Dans un cadre en bois naturel richement sculpté de branchages fleuris
Two studies of female nudes for 'Venus Concordia', black pencil and white highlights on paper, by E. Burne-Jones
14.17 x 10.23 in.
Munich, collection particulière ;
Galerie Michel Descours, Paris et Lyon ;
Acquis auprès de cette dernier par l'actuel propriétaire ;
Collection particulière, Paris
Le subtil dessin que nous présentons compte parmi les études les plus raffinées qu’Edward Burne-Jones consacra aux figures féminines pour Venus Concordia (fig. 1), l’un de ses sujets fétiches où il exalte l’idéal harmonieux et pacificateur de la beauté. Sur une feuille soigneusement préparée d’un lavis de sanguine, l’artiste juxtapose deux poses complémentaires d’un même modèle : l’une de face légèrement déhanchée, l’autre de dos, dans un retournement gracieux qui peint le corps comme une architecture souple et vivante. Tout en s’inspirant librement de la pose des Trois grâces antiques, Burne-Jones reste fidèle à son esthétique préraphaélite où se mêlent à l’héritage de la Renaissance une certaine idéalisation. Il s’attache ainsi ici à un modelé délicat, construit par un réseau de hachures légères qui enveloppent le corps d’une lumière douce.
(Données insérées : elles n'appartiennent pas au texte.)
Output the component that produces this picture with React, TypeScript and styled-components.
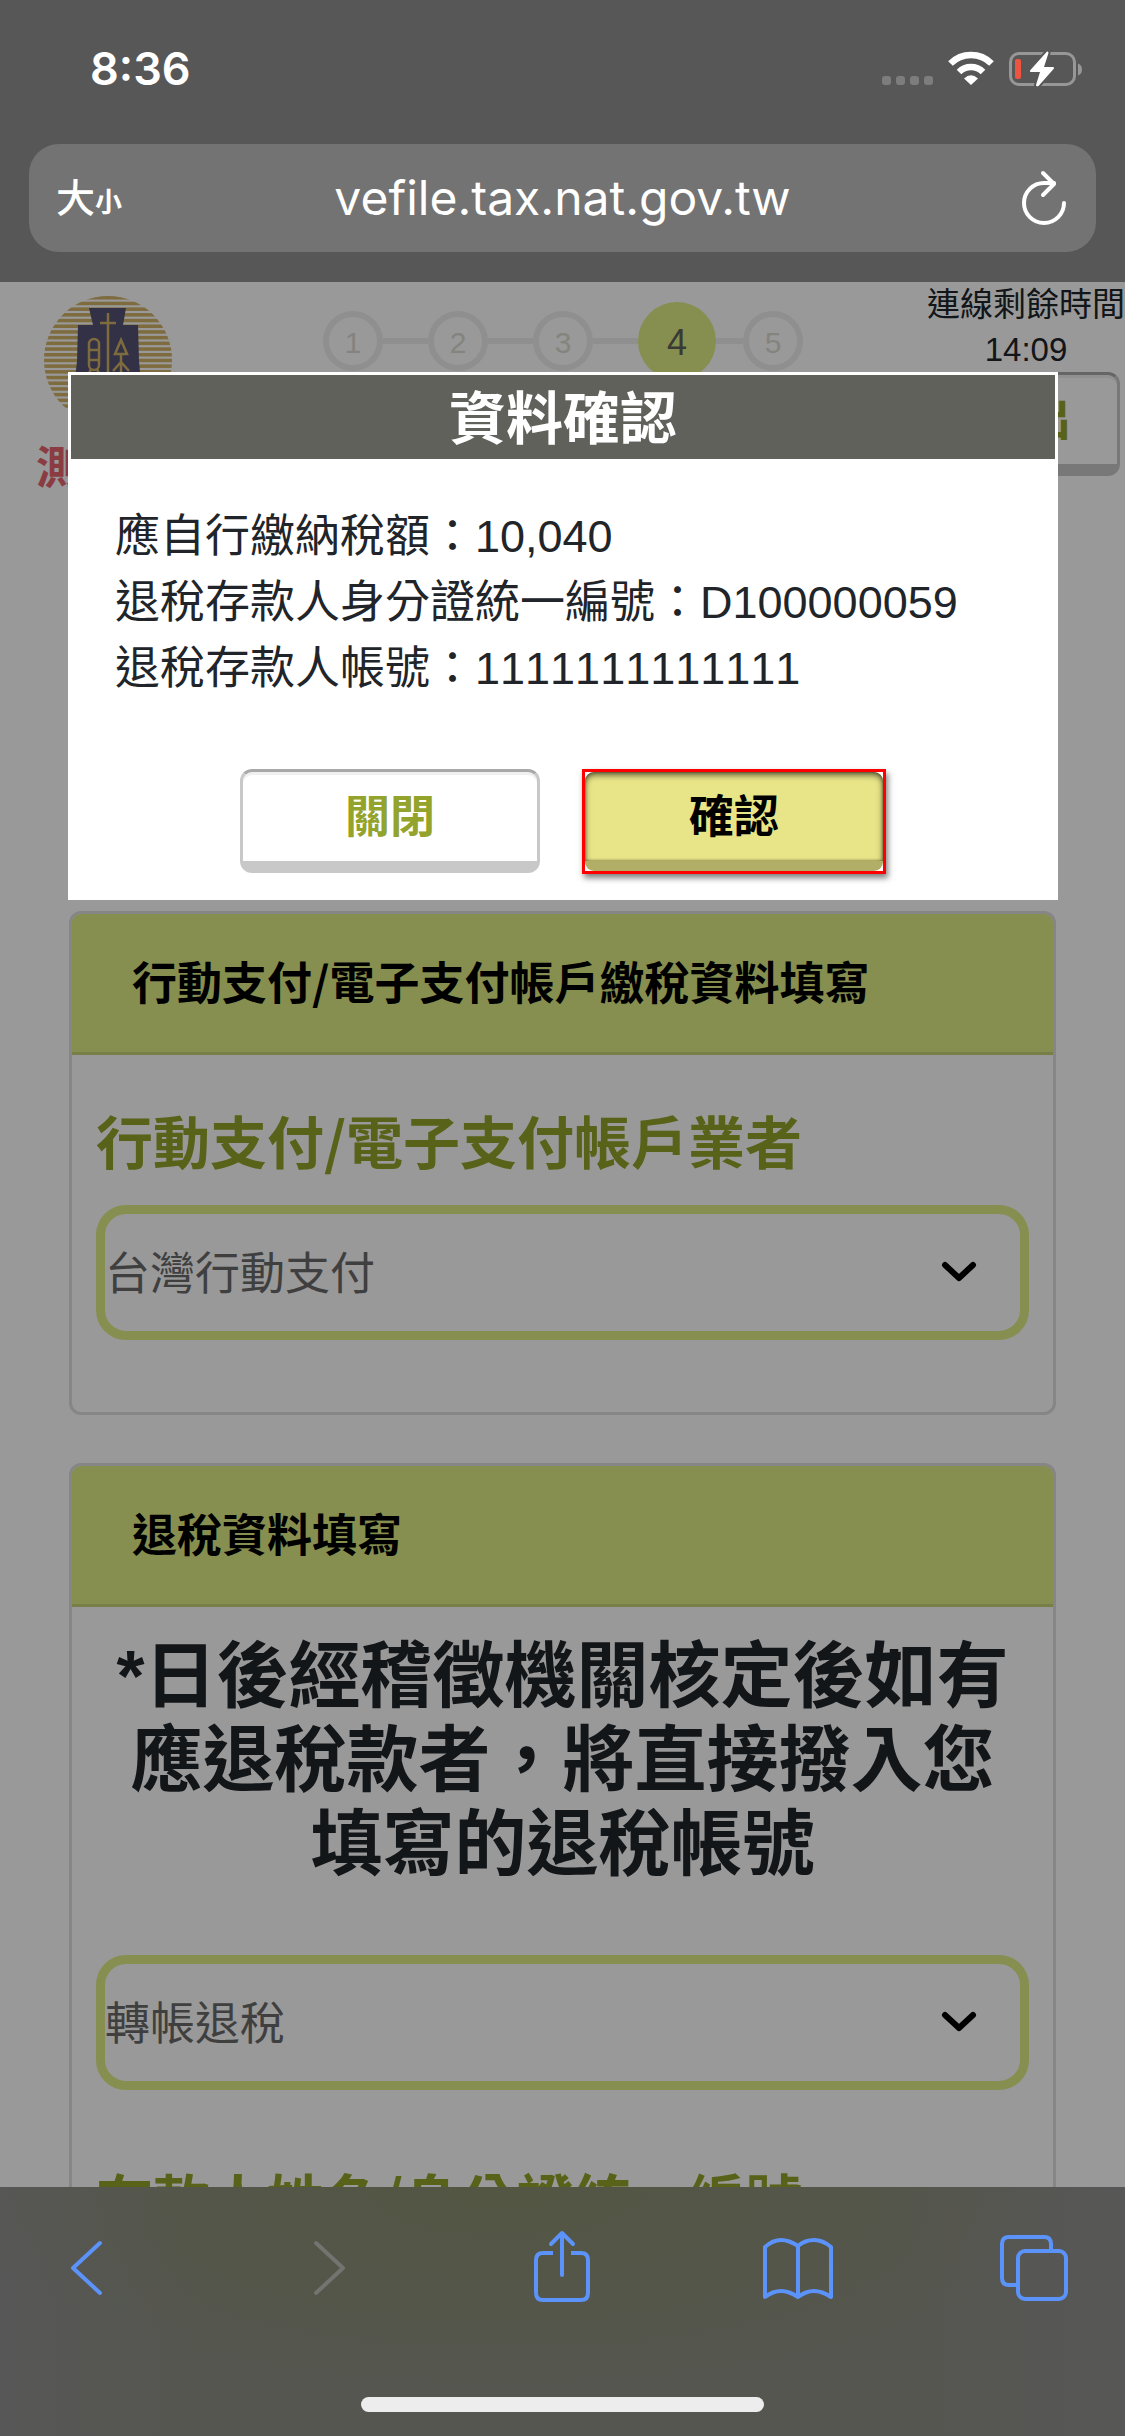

La figure de face incline la tête dans une attitude méditative ; ses épaules rondes, son torse subtilement vrillé et l’élan souple de ses jambes rappellent les silhouettes élancées des fresques italiennes qu’admirait le peintre. La figure de dos, quant à elle, révèle la science anatomique de Burne-Jones : les omoplates, la colonne légèrement incurvée, le galbe des hanches sont rendus avec une précision retenue, toujours au service de son idéal de beauté éloigné de tout réalisme froid. Les rehauts de blanc, appliqués avec parcimonie sur les zones de lumière — clavicule, épaule, courbe des reins — confèrent à la feuille un relief subtil, comme si les corps émergeaient d’une pénombre rosée. Le choix du papier teinté, typique du travail d’étude de Burne-Jones, crée un halo uniforme dans lequel les formes se détachent avec douceur, accentuant la dimension intemporelle et quasi mystique de ces figures. Par cette double étude, l’artiste parvient à condenser ce qui fait la singularité de son art : une recherche de perfection formelle, une élégance mélancolique et un sens aigu de la poésie silencieuse du corps. Il ne s’agit pas d’une simple étude anatomique, mais bien d’une méditation visuelle sur la féminité idéalisée, prélude aux compositions plus ambitieuses où Burne-Jones invita ses modèles à incarner des allégories antiques et spirituelles. Ces deux figures, jumelles et complémentaires, offrent ainsi un rare témoignage du lent travail préparatoire par lequel le maître façonnait ses visions, entre rigueur du dessin et souffle intérieur.
Fig. 1 : Venus Concordia, huile sur toile (127 x 208 cm), Plymouth City Museum and Art Gallery (n° PLYMG.1926.16).